Set task: Give only the number of lines where "Tailwind" occurs.

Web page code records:
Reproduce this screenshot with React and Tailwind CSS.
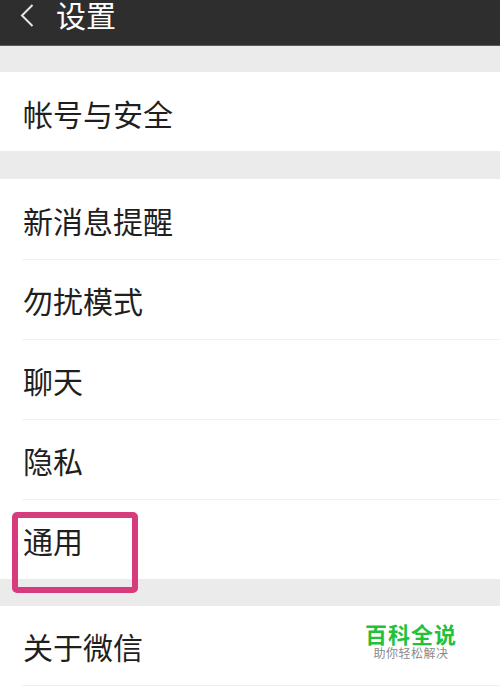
export default function App() {
  const group = ["新消息提醒", "勿扰模式", "聊天", "隐私", "通用"];

  return (
    <div
      className="relative w-[500px] h-[693px] overflow-hidden bg-[#ebebeb]"
      style={{ fontFamily: '"Noto Sans CJK SC", "Noto Sans", sans-serif' }}
    >
      <div className="h-[46px] bg-[#2e2e2e] border-b border-[#5a5a5a]">
        <div className="flex items-center h-[28px] pl-[20px]">
          <svg width="14" height="24" viewBox="0 0 14 24" className="mt-[1px]">
            <path d="M12.5 2 L2 12.5 L12.5 23" fill="none" stroke="#e6e6e6" strokeWidth="2" />
          </svg>
          <span className="ml-[22px] text-[30px] leading-[28px] text-white">设置</span>
        </div>
      </div>

      <div className="h-[26px]" />

      <div className="bg-white h-[79px] flex items-center pl-[23px] pt-[3px]">
        <span className="text-[30px] leading-none text-[#1f1f1f]">帐号与安全</span>
      </div>

      <div className="h-[28px]" />

      <div className="bg-white">
        {group.map((label, i) => (
          <div key={label} className={i ? "ml-[22px] border-t border-[#f0f0f0]" : ""}>
            <div
              className={
                "flex items-center pt-[1px] text-[30px] leading-none text-[#1f1f1f] " +
                (i ? "h-[79px]" : "pl-[23px] h-[80px]")
              }
            >
              <span className={i ? "ml-[1px]" : ""}>{label}</span>
            </div>
          </div>
        ))}
      </div>

      <div className="h-[27px]" />

      <div className="bg-white h-[100px]">
        <div className="h-[79px] flex items-center pl-[23px] pt-[1px]">
          <span className="text-[30px] leading-none text-[#1f1f1f]">关于微信</span>
        </div>
        <div className="ml-[22px] border-t border-[#f0f0f0]" />
      </div>

      <div className="absolute left-[12px] top-[512px] w-[126px] h-[81px] border-[6px] border-[#d63b7b] rounded-[5px]" />

      <div className="absolute left-[362px] top-[622px] w-[98px] flex flex-col items-center gap-[2px]">
        <span className="text-[22px] leading-[22px] font-bold text-[#1fc23a] tracking-[1px]">百科全说</span>
        <span className="text-[12px] leading-[14px] text-[#8a8a8a] tracking-[0.5px]">助你轻松解决</span>
      </div>
    </div>
  );
}
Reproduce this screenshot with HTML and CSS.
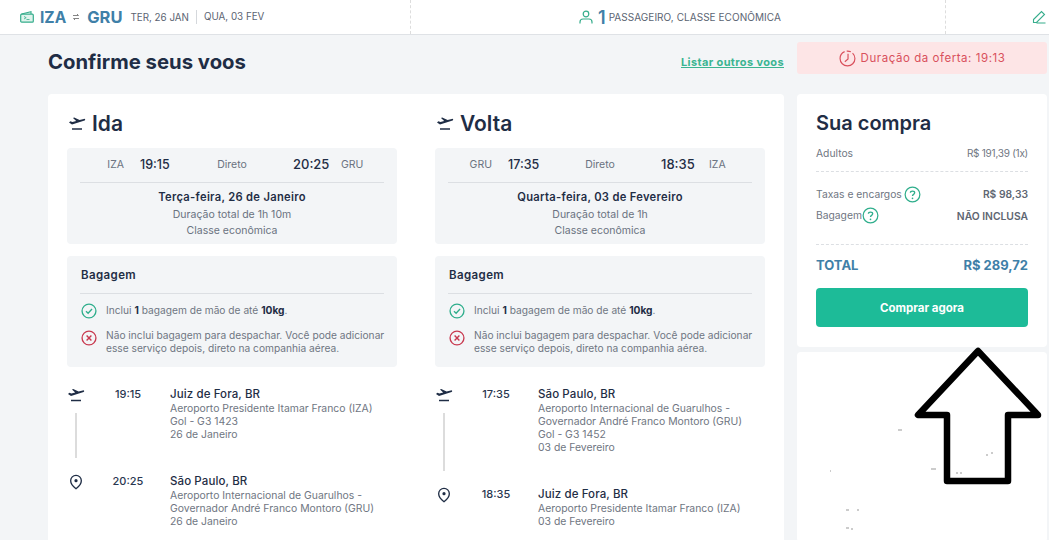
FILE: index.html
```html
<!DOCTYPE html>
<html lang="pt-BR">
<head>
<meta charset="utf-8">
<title>Confirme seus voos</title>
<link rel="stylesheet" href="styles.css">
</head>
<body>
<svg width="0" height="0" class="defs">
  <symbol id="plane" viewBox="0 0 18 15">
    <path d="M1 6.6 4 8.6 16.6 4.6C17.6 4.2 17.4 2.6 15.8 2.9L11.6 4 6.2 1.4 5 1.9 8.2 5 4.4 6 2.4 5.2Z" fill="#1f2d45"/>
    <path d="M4 13h10" stroke="#1f2d45" stroke-width="1.5" fill="none"/>
  </symbol>
  <symbol id="pin" viewBox="0 0 16 18">
    <path d="M8 16.5C4.5 13.8 2 11 2 7.5a6 6 0 0 1 12 0C14 11 11.500 13.800 8 16.500Z" fill="none" stroke="#1f2d45" stroke-width="1.500"/>
    <circle cx="8" cy="7.500" r="1.800" fill="#1f2d45"/>
  </symbol>
  <symbol id="ok" viewBox="0 0 18 18">
    <circle cx="9" cy="9" r="7.800" fill="none" stroke="#2fae8c" stroke-width="1.500"/>
    <path d="M5.600 9.200 8 11.500 12.400 6.800" fill="none" stroke="#2fae8c" stroke-width="1.500"/>
  </symbol>
  <symbol id="no" viewBox="0 0 18 18">
    <circle cx="9" cy="9" r="7.800" fill="none" stroke="#c8394f" stroke-width="1.500"/>
    <path d="M6.300 6.300 11.700 11.700M11.700 6.300 6.300 11.700" fill="none" stroke="#c8394f" stroke-width="1.600"/>
  </symbol>
  <symbol id="help" viewBox="0 0 18 18">
    <circle cx="9" cy="9" r="7.800" fill="none" stroke="#2fae8c" stroke-width="1.300"/>
    <path d="M6.800 7.200C6.800 4.800 11.300 4.800 11.300 7.200 11.300 8.900 9 8.800 9 10.600" fill="none" stroke="#2fae8c" stroke-width="1.400"/>
    <circle cx="9" cy="13" r="0.900" fill="#2fae8c"/>
  </symbol>
</svg>

<header class="topbar">
  <div class="top-route">
    <svg class="ico-wallet" viewBox="0 0 14 12"><rect x=".7" y="3.200" width="12.600" height="8" rx="1" fill="#dff3ec" stroke="#36ad8c" stroke-width="1.200"/><path d="M1.500 3 11 .8V3" fill="none" stroke="#36ad8c" stroke-width="1.100"/><path d="M4 5.500l2.200 1.200L4 8M6.500 8.500h3" fill="none" stroke="#36ad8c" stroke-width=".8"/></svg>
    <strong class="iata">IZA</strong>
    <svg class="ico-swap" viewBox="0 0 8 8"><path d="M1 2.500h5.500L5 1M7 5.500H1.500L3 7" fill="none" stroke="#777" stroke-width=".9"/></svg>
    <strong class="iata">GRU</strong>
    <span class="top-date">TER, 26 JAN</span>
    <span class="top-date top-date-last">QUA, 03 FEV</span>
  </div>
  <div class="top-pax">
    <svg class="ico-user" viewBox="0 0 14 14"><circle cx="7" cy="4" r="2.800" fill="none" stroke="#36ad8c" stroke-width="1.200"/><path d="M1 13.500V12c0-1.800 1.500-3 3-3h6c1.500 0 3 1.200 3 3v1.500" fill="none" stroke="#36ad8c" stroke-width="1.200"/></svg>
    <strong class="pax-num">1</strong>
    <span class="pax-text">PASSAGEIRO, CLASSE ECONÔMICA</span>
  </div>
  <div class="top-edit">
    <svg class="ico-pen" viewBox="0 0 14 14"><path d="M1.500 9.500 9.500 1.500 12.500 4.500 4.500 12.500H1.500ZM4.500 13H13.500" fill="none" stroke="#36ad8c" stroke-width="1.100"/></svg>
  </div>
</header>

<main class="page">
  <section class="content">
    <div class="title-row">
      <h1>Confirme seus voos</h1>
      <a class="other" href="#">Listar outros voos</a>
    </div>
    <div class="card legs">
      <article class="leg">
        <h2><svg class="ico-head"><use href="#plane"/></svg>Ida</h2>
        <div class="box summary">
          <div class="times"><span class="code code-l">IZA</span><b class="t1">19:15</b><span class="direct">Direto</span><b class="t2">20:25</b><span class="code">GRU</span></div>
          <div class="sum-info"><b>Terça-feira, 26 de Janeiro</b><span>Duração total de 1h 10m</span><span>Classe econômica</span></div>
        </div>
        <div class="box bag">
          <h3>Bagagem</h3>
          <p class="bag-row"><svg class="ico-bag"><use href="#ok"/></svg><span>Inclui <b>1</b> bagagem de mão de até <b>10kg</b>.</span></p>
          <p class="bag-row"><svg class="ico-bag"><use href="#no"/></svg><span>Não inclui bagagem para despachar. Você pode adicionar esse serviço depois, direto na companhia aérea.</span></p>
        </div>
        <div class="stop">
          <div class="rail"><svg class="ico-stop"><use href="#plane"/></svg><i class="line"></i></div>
          <div class="time">19:15</div>
          <div class="place"><b>Juiz de Fora, BR</b><span>Aeroporto Presidente Itamar Franco (IZA)</span><span>Gol - G3 1423</span><span>26 de Janeiro</span></div>
        </div>
        <div class="stop">
          <div class="rail"><svg class="ico-stop"><use href="#pin"/></svg></div>
          <div class="time">20:25</div>
          <div class="place"><b>São Paulo, BR</b><span>Aeroporto Internacional de Guarulhos -</span><span>Governador André Franco Montoro (GRU)</span><span>26 de Janeiro</span></div>
        </div>
      </article>
      <article class="leg">
        <h2><svg class="ico-head"><use href="#plane"/></svg>Volta</h2>
        <div class="box summary">
          <div class="times"><span class="code code-l">GRU</span><b class="t1">17:35</b><span class="direct">Direto</span><b class="t2">18:35</b><span class="code">IZA</span></div>
          <div class="sum-info"><b>Quarta-feira, 03 de Fevereiro</b><span>Duração total de 1h</span><span>Classe econômica</span></div>
        </div>
        <div class="box bag">
          <h3>Bagagem</h3>
          <p class="bag-row"><svg class="ico-bag"><use href="#ok"/></svg><span>Inclui <b>1</b> bagagem de mão de até <b>10kg</b>.</span></p>
          <p class="bag-row"><svg class="ico-bag"><use href="#no"/></svg><span>Não inclui bagagem para despachar. Você pode adicionar esse serviço depois, direto na companhia aérea.</span></p>
        </div>
        <div class="stop">
          <div class="rail"><svg class="ico-stop"><use href="#plane"/></svg><i class="line"></i></div>
          <div class="time">17:35</div>
          <div class="place"><b>São Paulo, BR</b><span>Aeroporto Internacional de Guarulhos -</span><span>Governador André Franco Montoro (GRU)</span><span>Gol - G3 1452</span><span>03 de Fevereiro</span></div>
        </div>
        <div class="stop">
          <div class="rail"><svg class="ico-stop"><use href="#pin"/></svg></div>
          <div class="time">18:35</div>
          <div class="place"><b>Juiz de Fora, BR</b><span>Aeroporto Presidente Itamar Franco (IZA)</span><span>03 de Fevereiro</span></div>
        </div>
      </article>
    </div>
  </section>

  <aside class="side">
    <div class="offer">
      <svg class="ico-clock" viewBox="0 0 16 16"><circle cx="8" cy="8" r="7" fill="none" stroke="#d9505c" stroke-width="1.100" stroke-dasharray="30 2 4 2"/><path d="M8.500 3.500V8.500L5.500 11" fill="none" stroke="#d9505c" stroke-width="1.100"/></svg>
      <span>Duração da oferta: 19:13</span>
    </div>
    <div class="card buy">
      <h2 class="buy-title">Sua compra</h2>
      <div class="row row-first"><span>Adultos</span><span class="amount">R$ 191,39 (1x)</span></div>
      <div class="row row-tax"><span class="with-help">Taxas e encargos <svg class="ico-help"><use href="#help"/></svg></span><b>R$ 98,33</b></div>
      <div class="row row-bag"><span class="with-help tight">Bagagem<svg class="ico-help"><use href="#help"/></svg></span><b>NÃO INCLUSA</b></div>
      <div class="row row-total"><b>TOTAL</b><b>R$ 289,72</b></div>
      <button class="cta" type="button">Comprar agora</button>
    </div>
    <div class="card blank"></div>
  </aside>
</main>

<svg class="arrow" viewBox="797 340 250 200" aria-hidden="true">
  <path class="arrow-shape" d="M978 351 918 415H947V481H1008V415H1038Z"/>
  <path class="specks" d="M898 430h4M931 469h5M956 473h2M960 473h2M986 455h2M991 453h2M830 471h1M846 510h3M857 510h2M846 528h3M851 529h2"/>
</svg>
</body>
</html>
```
FILE: styles.css
```css
* { box-sizing: border-box; }
html, body { margin: 0; height: 540px; overflow: hidden; }
body { background: #f3f5f7; font-family: Inter, "Open Sans", "Liberation Sans", sans-serif; color: #1f2d45; position: relative; }
.defs { position: absolute; }
b { font-weight: 600; }
h1, h2, h3, p { margin: 0; }

.topbar { display: flex; height: 35px; background: #fff; border-bottom: 1px solid #dfe2e6; }
.top-route { width: 411px; display: flex; align-items: center; padding-left: 20px; border-right: 1px dashed #ddd; }
.ico-wallet { width: 14px; height: 12px; margin-right: 6px; }
.iata { font-size: 15.500px; font-weight: 700; color: #3f80a8; }
.iata:nth-of-type(2) { font-size: 16.500px; }
.ico-swap { width: 8px; height: 8px; margin: 0 7px 0 6px; }
.top-date { font-size: 9.800px; color: #5b6472; margin-left: 8px; }
.top-date-last { margin-left: 7px; padding-left: 7px; border-left: 1px solid #d5d8dc; line-height: 14px; }
.top-pax { width: 535px; display: flex; align-items: center; padding-left: 168px; border-right: 1px dashed #ddd; }
.ico-user { width: 14px; height: 14px; margin-right: 5px; }
.pax-num { font-size: 18px; color: #3f80a8; font-weight: 600; margin-right: 3px; }
.pax-text { font-size: 10px; color: #5b6472; letter-spacing: .05px; }
.top-edit { flex: 1; display: flex; align-items: center; justify-content: flex-end; padding-right: 3px; }
.ico-pen { width: 14px; height: 14px; }

.page { display: flex; padding-left: 48px; gap: 13px; align-items: flex-start; }
.content { width: 736px; }
.title-row { display: flex; justify-content: space-between; align-items: center; height: 59px; }
h1 { font-size: 20.300px; font-weight: 700; position: relative; top: -3px; }
.other { font-size: 11px; font-weight: 700; color: #3ab491; text-decoration: underline; letter-spacing: .37px; position: relative; top: -3px; }

.card { background: #fff; border-radius: 4px; }
.legs { display: flex; gap: 38px; padding: 15px 19px 40px; height: 460px; }
.leg { width: 330px; }
.leg h2 { display: flex; align-items: center; font-size: 21px; font-weight: 600; height: 28px; margin-bottom: 11px; }
.ico-head { width: 18px; height: 15px; margin: 0 6px 0 1px; }
.box { background: #f3f5f7; border-radius: 4px; padding: 0 13px; }

.summary { height: 96px; margin-bottom: 12px; }
.times { display: grid; grid-template-columns: 44px 53px 110px 54px 1fr; align-items: center; height: 35px; padding-bottom: 2px; border-bottom: 1px solid #dcdfe3; font-size: 10.500px; color: #6a7280; }
.code-l { text-align: right; }
.t1 { font-size: 12.500px; font-weight: 500; color: #1f2d45; padding-left: 16px; }
.t2 { font-size: 13px; font-weight: 500; color: #1f2d45; padding-left: 6px; }
.direct { text-align: center; }
.sum-info { display: flex; flex-direction: column; align-items: center; padding-top: 6px; font-size: 10.500px; line-height: 16px; color: #6a7280; }
.sum-info b { color: #1f2d45; font-size: 11.200px; letter-spacing: .3px; font-weight: 600; margin-bottom: 1.500px; }

.bag { height: 111px; margin-bottom: 20px; }
.bag h3 { font-size: 11.500px; font-weight: 600; line-height: 38px; height: 38px; border-bottom: 1px solid #dcdfe3; margin-bottom: 8px; padding-left: 1px; letter-spacing: .4px; }
.bag-row { display: flex; gap: 8px; font-size: 10.200px; line-height: 13px; color: #6f7682; margin: 0 -6px 5px 1px; min-height: 16px; }
.bag-row span { padding-left: 1px; }
.bag-row:first-of-type { margin-bottom: 10px; align-items: center; }
.bag-row b { color: #1f2d45; font-weight: 700; }
.ico-bag { width: 16px; height: 16px; flex: none; margin-top: 1px; }

.stop { display: flex; padding-bottom: 33px; }
.rail { width: 18px; display: flex; flex-direction: column; align-items: center; position: relative; }
.ico-stop { width: 18px; height: 16px; flex: none; }
.line { width: 2px; flex: 1; background: #dcdcdc; margin: 10px 0 -17px; }
.time { width: 52px; margin: 0 16px 0 17px; text-align: center; font-size: 11px; font-weight: 500; line-height: 15px; color: #2a3750; }
.place { display: flex; flex-direction: column; font-size: 10.400px; line-height: 13px; color: #6f7682; white-space: nowrap; }
.place b { font-size: 11.500px; line-height: 15px; font-weight: 500; color: #1f2d45; letter-spacing: .1px; }

.side { width: 250px; display: flex; flex-direction: column; padding-top: 7px; }
.offer { height: 32px; background: #fde5e6; border-radius: 3px; display: flex; align-items: center; justify-content: center; gap: 5px; color: #d9505c; font-size: 11.500px; letter-spacing: .55px; margin-bottom: 20px; }
.ico-clock { width: 17px; height: 17px; }
.buy { height: 253px; padding: 15px 19px 0; }
.buy-title { font-size: 20px; font-weight: 600; line-height: 28px; margin-bottom: 9px; }
.row { display: flex; justify-content: space-between; align-items: center; font-size: 10.300px; color: #6f7682; }
.row b { color: #5e6672; font-weight: 600; }
.amount { font-size: 10px; letter-spacing: -.25px; }
.row-first { height: 13px; margin-bottom: 12px; }
.row-first + .row-tax { border-top: 1px dashed #dcdfe3; padding-top: 11px; height: 34px; }
.row-bag { height: 22px; }
.with-help { display: flex; align-items: center; gap: 2px; position: relative; }
.with-help.tight { top: -1px; gap: 0; }
.ico-help { width: 17px; height: 17px; }
.row-total { border-top: 1px dashed #dcdfe3; margin-top: 17px; height: 43px; font-size: 13px; padding-bottom: 2px; }
.row-total b { color: #3f80a8; font-weight: 700; }
.row-total + .cta { margin-top: 1px; }
.cta { display: block; width: 100%; height: 39px; border: 0; border-radius: 4px; background: #1dbb98; color: #fff; font: 700 11.500px Inter, "Open Sans", sans-serif; }
.blank { height: 190px; margin-top: 5px; }

.arrow { position: absolute; left: 797px; top: 340px; width: 250px; height: 200px; }
.arrow-shape { fill: #fff; stroke: #000; stroke-width: 6.500px; stroke-linejoin: round; }
.specks { fill: none; stroke: #999; stroke-width: 1px; }
```
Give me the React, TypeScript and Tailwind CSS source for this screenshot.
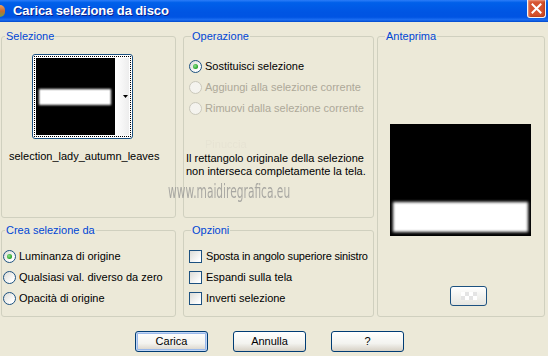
import React from "react";

const font = { fontFamily: '"Liberation Sans", Tahoma, sans-serif' };

function Radio({ checked, disabled }: { checked?: boolean; disabled?: boolean }) {
  return (
    <span
      className={`flex h-[13px] w-[13px] shrink-0 items-center justify-center rounded-full border ${
        disabled
          ? "border-[#CAC8BB] bg-[#F4F3EE]"
          : "border-[#1C5180] bg-[linear-gradient(135deg,#DCDCD7_0%,#FFFFFF_80%)]"
      }`}
    >
      {checked && (
        <span className="h-[5px] w-[5px] rounded-full bg-[radial-gradient(circle_at_40%_40%,#8FE08F,#21A121_70%)]" />
      )}
    </span>
  );
}

function Check() {
  return (
    <span className="h-[13px] w-[13px] shrink-0 border border-[#1C5180] bg-[linear-gradient(135deg,#DCDCD7_0%,#FFFFFF_85%)]" />
  );
}

function Group({
  title,
  indent,
  className,
  children,
}: {
  title: string;
  indent: string;
  className: string;
  children?: React.ReactNode;
}) {
  return (
    <fieldset className={`rounded-[3px] border border-[#D0D0BF] ${className}`}>
      <legend className={`${indent} px-[1px] text-[11px] leading-[13px] text-[#0046D5]`}>{title}</legend>
      {children}
    </fieldset>
  );
}

function XpButton({ label, def }: { label: string; def?: boolean }) {
  return (
    <button
      className={`h-[21px] w-[73px] rounded-[3px] border border-[#003C74] bg-[linear-gradient(to_bottom,#FFFFFF_0%,#F3F3EF_60%,#D6D0C5_100%)] text-[11px] text-black ${
        def ? "shadow-[inset_0_0_0_1px_#C2D6F5,inset_0_0_0_2px_#99B8EA]" : ""
      }`}
    >
      {label}
    </button>
  );
}

export default function App() {
  return (
    <div className="relative flex h-[356px] w-[548px] flex-col overflow-hidden bg-[#ECE9D8]" style={font}>
      {/* title bar */}
      <div className="flex h-[22px] shrink-0 items-start justify-between bg-[linear-gradient(to_bottom,#2C7DF8_0%,#0060EA_12%,#0055E3_55%,#0054E3_78%,#1C6EF2_90%,#0048CC_100%)]">
        <div className="flex h-[21px] items-center">
          <span className="h-[12px] w-[5px] rounded-r-full bg-[linear-gradient(to_bottom,#F0A060,#C86A30_50%,#6CA04A)]" />
          <span className="ml-[8px] text-[13px] font-bold tracking-[-0.1px] text-white [text-shadow:1px_1px_0_#0A1E8C]">
            Carica selezione da disco
          </span>
        </div>
        <div className="mr-[2px] flex h-[18px] w-[19px] items-center justify-center rounded-b-[3px] border border-t-0 border-[#F4F4F4] bg-[#D5522E] shadow-[inset_1px_1px_2px_#EE9C82,inset_-1px_-1px_2px_#B23A17]">
          <svg width="11" height="11" viewBox="0 0 11 11">
            <path d="M1.5 1.5 L9.5 9.5 M9.5 1.5 L1.5 9.5" stroke="#fff" strokeWidth="2" strokeLinecap="square" />
          </svg>
        </div>
      </div>

      {/* body */}
      <div className="flex pt-[8px] pl-[1px] text-[11px] leading-[13px] whitespace-nowrap text-black">
        <div className="flex w-[175px] flex-col gap-[6px]">
          <Group title="Selezione" indent="ml-[3px]" className="h-[188px]">
            <div className="mt-[11px] ml-[30px] flex h-[85px] w-[101px] rounded-[3px] border border-[#1C5180] bg-white p-[1px]">
              <div className="flex flex-1 border border-dotted border-black p-[1px]">
                <div className="flex h-full w-[79px] items-center overflow-hidden bg-black">
                  <div className="ml-[3px] h-[16px] w-[72px] bg-white blur-[1px]" />
                </div>
                <div className="flex flex-1 items-center justify-end bg-[linear-gradient(to_right,#FFFFFF,#EDEDED)] pr-[1px]">
                  <svg width="5" height="3" viewBox="0 0 5 3">
                    <path d="M0 0 H5 L2.5 3 Z" fill="#000" />
                  </svg>
                </div>
              </div>
            </div>
            <div className="mt-[11px] ml-[7px]">selection_lady_autumn_leaves</div>
          </Group>
          <Group title="Crea selezione da" indent="ml-[3px]" className="h-[93px]">
            <div className="flex flex-col pt-[9px] pl-[1px]">
              <label className="flex h-[21px] items-center gap-[3px]">
                <Radio checked /> Luminanza di origine
              </label>
              <label className="flex h-[21px] items-center gap-[3px]">
                <Radio /> Qualsiasi val. diverso da zero
              </label>
              <label className="flex h-[21px] items-center gap-[3px]">
                <Radio /> Opacità di origine
              </label>
            </div>
          </Group>
        </div>

        <div className="ml-[7px] flex w-[191px] flex-col gap-[6px]">
          <Group title="Operazione" indent="ml-[7px]" className="h-[188px]">
            <div className="flex flex-col pt-[13px] pl-[5px]">
              <label className="flex h-[21px] items-center gap-[3px]">
                <Radio checked /> Sostituisci selezione
              </label>
              <label className="flex h-[21px] items-center gap-[3px] text-[#ACA899]">
                <Radio disabled /> Aggiungi alla selezione corrente
              </label>
              <label className="flex h-[21px] items-center gap-[3px] text-[#ACA899]">
                <Radio disabled /> Rimuovi dalla selezione corrente
              </label>
            </div>
            <div className="mt-[33px] ml-[2px]">
              Il rettangolo originale della selezione
              <br />
              non interseca completamente la tela.
            </div>
          </Group>
          <Group title="Opzioni" indent="ml-[7px]" className="h-[93px]">
            <div className="flex flex-col pt-[9px] pl-[5px]">
              <label className="flex h-[21px] items-center gap-[4px] tracking-[-0.2px]">
                <Check /> Sposta in angolo superiore sinistro
              </label>
              <label className="flex h-[21px] items-center gap-[4px]">
                <Check /> Espandi sulla tela
              </label>
              <label className="flex h-[21px] items-center gap-[4px]">
                <Check /> Inverti selezione
              </label>
            </div>
          </Group>
        </div>

        <Group title="Anteprima" indent="ml-[7px]" className="ml-[3px] h-[287px] w-[168px]">
          <div className="mt-[81px] ml-[12px] flex h-[112px] w-[141px] items-end overflow-hidden bg-black pb-[4px]">
            <div className="ml-[3px] h-[30px] w-[135px] bg-white blur-[1.5px]" />
          </div>
          <div className="mt-[50px] ml-[72px] flex h-[20px] w-[37px] items-center justify-center rounded-[3px] border border-[#1C5180] bg-[linear-gradient(to_bottom,#FFFFFF,#E6E6E0)]">
            <div className="grid grid-cols-4">
              <span className="h-[4px] w-[4px] bg-white" />
              <span className="h-[4px] w-[4px] bg-[#E4E4E4]" />
              <span className="h-[4px] w-[4px] bg-white" />
              <span className="h-[4px] w-[4px] bg-[#E4E4E4]" />
              <span className="h-[4px] w-[4px] bg-[#E4E4E4]" />
              <span className="h-[4px] w-[4px] bg-white" />
              <span className="h-[4px] w-[4px] bg-[#E4E4E4]" />
              <span className="h-[4px] w-[4px] bg-white" />
            </div>
          </div>
        </Group>
      </div>

      {/* buttons */}
      <div className="mt-[14px] flex gap-[25px] pl-[135px]">
        <XpButton label="Carica" def />
        <XpButton label="Annulla" />
        <XpButton label="?" />
      </div>

      {/* watermark */}
      <div
        className="pointer-events-none absolute top-[181px] left-[168px] origin-left scale-x-[0.56] text-[19px] leading-[20px] whitespace-nowrap text-[#8C8C8C] opacity-70"
        style={{ fontFamily: '"DejaVu Sans", sans-serif' }}
      >
        www.maidiregrafica.eu
      </div>
      <div className="pointer-events-none absolute top-[138px] left-[205px] text-[11px] leading-[13px] text-[#E2DECF] opacity-50">
        Pinuccia
      </div>
    </div>
  );
}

Completed exercise: 2